Better may not look like the American Dream. You may not want it to. Better is complicated. Better looks like this:
My friends from ACT UP and Queer Nation who modeled honorable, just, and loving queer livelihood are my community now, and we try to take care of one another still. We’ve lost many of our chosen family to AIDS, cancer, and addiction. We’ve nursed one another through police brutality, illness, and overwhelm. We build altars. We pick marigolds on Dia de los Muertos, take the streets on Transgender Day of Remembrance, and light candles on World AIDS Day. We fight for the living. Some of us are married, and some of us refuse all signifiers that would have us blend in with the normative cultural center. We build urban gardens, make art, and believe that revolutionary change is both internal and external.
Every year students in my queer psychology classes remind me that whatever I think I can know or guess about them, I’m only partially correct because the context of their lives and the histories of their bodies moving through this world are never what I expect or imagine. They remind me to ask. When I am lucky, they tell me.
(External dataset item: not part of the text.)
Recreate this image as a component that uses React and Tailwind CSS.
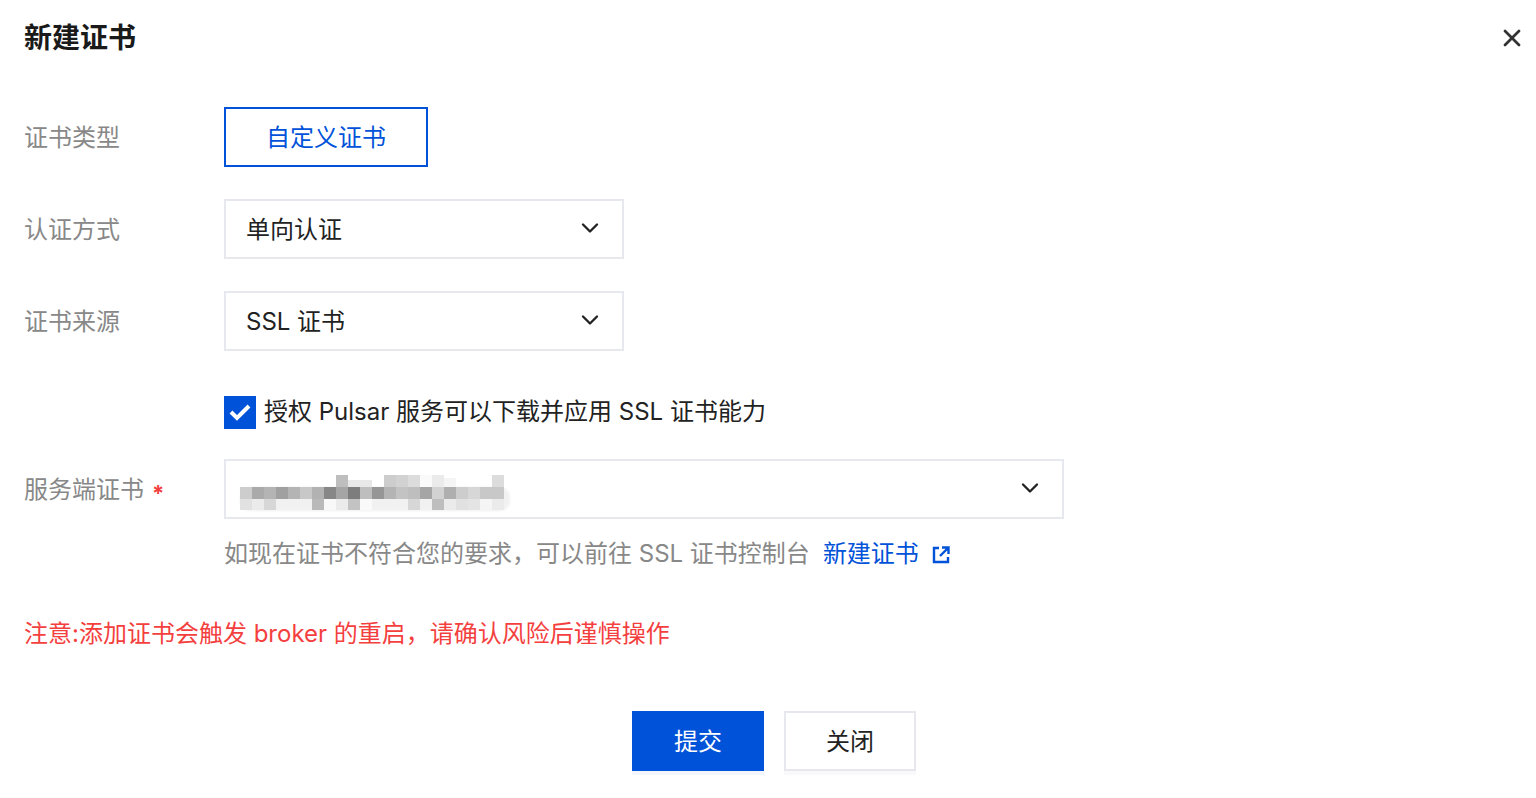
import React from 'react';
import { ChevronDown, X } from 'lucide-react';

const font = 'font-["Inter","Noto_Sans_CJK_SC",sans-serif]';

// mosaic over the certificate name: [x, y, grey level]
const mosaic = [
  [336, 475, 190], [348, 480, 232], [360, 480, 232], [384, 475, 205], [396, 475, 210], [408, 475, 220], [420, 475, 250],
  [432, 475, 235], [444, 478, 245], [492, 475, 220],
  [252, 487, 170], [264, 487, 180], [276, 487, 160], [288, 487, 180], [300, 487, 200], [312, 487, 178],
  [324, 487, 135], [336, 487, 165], [348, 487, 125], [360, 487, 190], [372, 487, 150], [384, 487, 180], [396, 487, 195],
  [408, 487, 190], [420, 487, 165], [432, 487, 210], [444, 487, 175], [456, 487, 205], [468, 487, 215], [480, 487, 200], [492, 487, 200],
  [252, 499, 235], [312, 499, 185], [324, 499, 248], [336, 499, 235], [348, 499, 195], [360, 499, 250],
  [408, 499, 215], [432, 499, 190], [444, 499, 235], [456, 499, 225], [468, 499, 228], [480, 499, 245], [492, 499, 235],
];

const Field = ({ label, required, children }) => (
  <div className="flex">
    <label className="w-[200px] shrink-0 h-[60px] pt-[2px] flex items-center text-[24px] text-[#888888]">
      {label}
      {required && <span className="ml-[8px] mt-[6px] text-[22px] font-bold text-[#f43f3f]">*</span>}
    </label>
    {children}
  </div>
);

const Select = ({ width, children }) => (
  <div className={`${width} h-[60px] border-2 border-[#e7e8ed] flex items-center justify-between pl-[20px] pt-[2px] pr-[18px] text-[24px] text-[#222222]`}>
    <span>{children}</span>
    <ChevronDown className="w-[28px] h-[28px] -mt-[4px] text-[#222222]" strokeWidth={2} />
  </div>
);

const App = () => {
  return (
    <div className={`w-[1536px] h-[798px] bg-white overflow-hidden flex flex-col pl-[24px] ${font}`}>
      <div className="h-[75px] flex items-center justify-between shrink-0">
        <h2 className="text-[28px] font-bold text-[#1a1a1a] leading-none">新建证书</h2>
        <X className="w-[28px] h-[28px] mr-[10px] text-[#333333]" strokeWidth={2.4} />
      </div>

      <div className="mt-[32px] flex flex-col gap-[32px]">
        <Field label="证书类型">
          <div className="w-[204px] h-[60px] pt-[2px] border-2 border-[#0052d9] flex items-center justify-center text-[24px] text-[#0052d9]">
            自定义证书
          </div>
        </Field>
        <Field label="认证方式">
          <Select width="w-[400px]">单向认证</Select>
        </Field>
        <Field label="证书来源">
          <Select width="w-[400px]">SSL 证书</Select>
        </Field>
      </div>

      <div className="mt-[45px] ml-[200px] flex items-center h-[32px]">
        <span className="w-[32px] h-[33px] bg-[#0052d9] flex items-center justify-center">
          <svg width="22" height="18" viewBox="0 0 22 18" fill="none" stroke="white" strokeWidth="4">
            <path d="M2 9l6 6L20 3" />
          </svg>
        </span>
        <span className="ml-[8px] text-[24px] text-[#222222]">授权 Pulsar 服务可以下载并应用 SSL 证书能力</span>
      </div>

      <div className="mt-[31px]">
        <Field label="服务端证书" required>
          <div className="relative w-[840px] h-[60px] border-2 border-[#e7e8ed] flex items-center justify-end pr-[18px]">
            <span className="absolute left-[14px] top-[26px] w-[270px] h-[24px] rounded-[10px] bg-[#f1f1f1] blur-[1px]" />
            <svg className="absolute left-[-2px] top-[-2px] blur-[0.5px]" width="300" height="60" viewBox="224 459 300 60">
              <rect x="240" y="487" width="12" height="12" fill="rgb(205,205,205)" />
              <rect x="240" y="499" width="12" height="11" fill="rgb(225,225,225)" />
              <rect x="264" y="499" width="12" height="11" fill="rgb(215,215,215)" />
              {mosaic.map(([x, y, g]) => (
                <rect key={`${x}-${y}`} x={x} y={y} width="12" height={y === 480 ? 7 : y === 478 ? 9 : y === 499 ? 11 : 12} fill={`rgb(${g},${g},${g})`} />
              ))}
            </svg>
            <ChevronDown className="w-[28px] h-[28px] -mt-[2px] text-[#222222] relative" strokeWidth={2} />
          </div>
        </Field>
      </div>

      <div className="mt-[16px] ml-[200px] pt-[2px] flex items-center h-[36px] text-[24px] text-[#888888]">
        如现在证书不符合您的要求，可以前往 SSL 证书控制台
        <span className="ml-[13px] text-[#0052d9]">新建证书</span>
        <svg className="ml-[12px] mt-[2px]" width="20" height="20" viewBox="0 0 20 20" fill="none" stroke="#0052d9" strokeWidth="2.4">
          <path d="M8 3H3v14h14v-5" />
          <path d="M11 2.5h6.5V9M17 3l-8 8" />
        </svg>
      </div>

      <p className="mt-[45px] h-[36px] flex items-center text-[24px] text-[#f43f3f]">
        注意:添加证书会触发 broker 的重启，请确认风险后谨慎操作
      </p>

      <div className="mt-[59px] flex justify-center gap-[20px] pr-[12px]">
        <button className="w-[132px] h-[60px] pt-[2px] bg-[#0052d9] text-white text-[24px] shadow-[0_4px_0_#f3f6fd]">提交</button>
        <button className="w-[132px] h-[60px] pt-[2px] bg-white border-2 border-[#e7e8ed] text-[#222222] text-[24px] shadow-[0_4px_0_#f9f9fb]">关闭</button>
      </div>
    </div>
  );
};

export default App;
Last month a press release was issued from Equality California that a noose was left on the organization’s office door and that the police officer they tried to report it to said, “Sometimes you just have to live with being a victim.”
And yes, the slightly lowered numbers of hate crimes reported in 2009 from 2008 most likely represents not a drop in actual hate crimes, but a decrease in the capacity of organizations to respond to and document them.
But finally, legislation has recently passed in California allowing minors 12 and older to seek mental health treatment without parental consent. My colleagues and I will finally be able to hold space in our agencies and private practices to provide support and mentorship to LGBTQ and other youth at risk of abandonment by the current political and social systems of power.
And, though some people I know still argue that we can’t reach into all of the corners of the country where you might be isolated and seeking, videos take flight over the Web with images of you fighting back, standing up for your own fierce selves, and the rights of other LGBTQ community members to whom you lend your voice. You teach us what it means to live out loud now. We are trying to listen.
Better looks like this:
We keep fighting. We find each other still.
There is a revolution rumbling in your name. We are looking for you.